Posts Tagged ‘diabetes study’

Type 2 Diabetes Stupid Study

The type 2 diabetes stupid study will get $1.3 million in new funding from the National Institutes of Health. It is going to be used to continue with the world’s longest running study on obesity and type 2 diabetes.

Arizona Pima Indians

Obesity and diabetes have been described as the major public health concern of the 21st century says Leslie Schulz, executive dean of Northern Arizona University’s study’s principal investigator. “This study is taking those necessary steps toward finding a way to protect people against these pervasive diseases,” she said.

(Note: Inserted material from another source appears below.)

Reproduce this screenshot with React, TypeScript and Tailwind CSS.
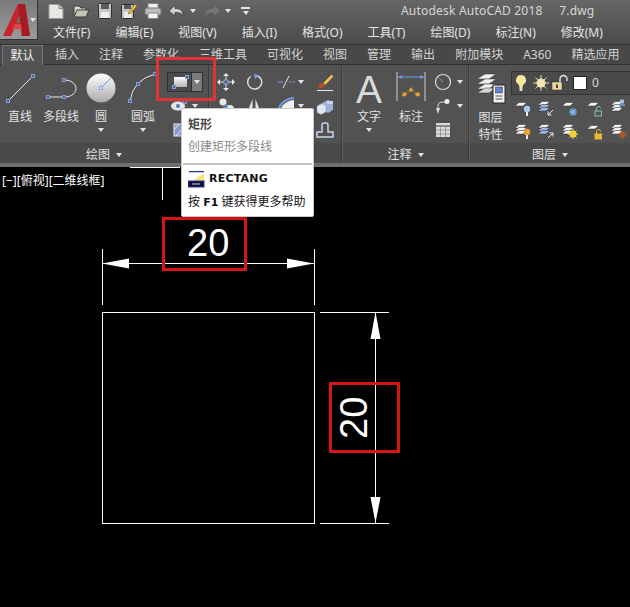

A related study has shown that Pima Indians in Arizona who have a diet and lifestyle similar to most Americans have a much higher rate of diabetes than the national average: 38 percent verses 8 percent nationally, giving them the distinction of being the most diabetes-prone group in the world.

The Arizona Pima Indians have been genetically linked to a village of Pima Indians living a more traditional lifestyle in a remote, mountainous region of Mexico. A 1995 study of the Mexican Pimas revealed only a rare occurrence of diabetes. Schulz explains that the genetic similarities between the two groups of Pima Indians, along with the contrast in their lifestyles, provides an ideal setting to study the relationship between environmental circumstances and diabetes.

The researchers returned in the fall after 15 years to the Mexican village to study the relationship between the Mexican Pima Indians’ increasingly “westernized” lifestyle and their genetic predisposition for obesity and diabetes.

“Since we were last there, the environmental circumstances of the village have changed,” Schulz says, explaining how the electrical supply to the region has increased, cars have become more prevalent and grocery stores have appeared.

She points out that this changing environment affects non-Pima Mexicans who also live in the village as much as it does the Mexican Pima Indians living there.

“These two groups of people have undergone the same lifestyle changes over the past 15 years but they have different genes,” Schulz explains. “Therefore, we hope to separate out the role genes play versus the role lifestyle plays.”

Question

The researchers are attempting to answer why a person who is genetically predisposed to develop diabetes does not develop it.

ANSWER: GENES AREN’T YOUR DESTINY

Just as genes provide the codes for producing proteins, various chemicals called epigenetic marks sit atop genes and offer basic instructions to them, telling them to switch on or off

Biologists offer this analogy as an explanation: if the genome is the hardware, then the epigenome is the software. “I can load Windows, if I want, on my Mac,” says Joseph Ecker, a Salk Institute biologist and leading epigenetic scientist. “You’re going to have the same chip in there, the same genome, but different software. And the outcome is a different cell type.”

At its most basic, epigenetics is the study of changes in gene activity that do not involve alterations to the genetic code but still get passed down to at least one successive generation. These patterns of gene expression are governed by the cellular material — the epigenome — that sits on top of the genome, just outside it (hence the prefix epi-, which means above). It is these epigenetic “marks” that tell your genes to switch on or off, to speak loudly or whisper. It is through epigenetic marks that environmental factors like diet, stress and prenatal nutrition can make an imprint on genes that is passed from one generation to the next.

Save The Money

Save the money, the studies already prove epigenetics is the main factor in gene expression.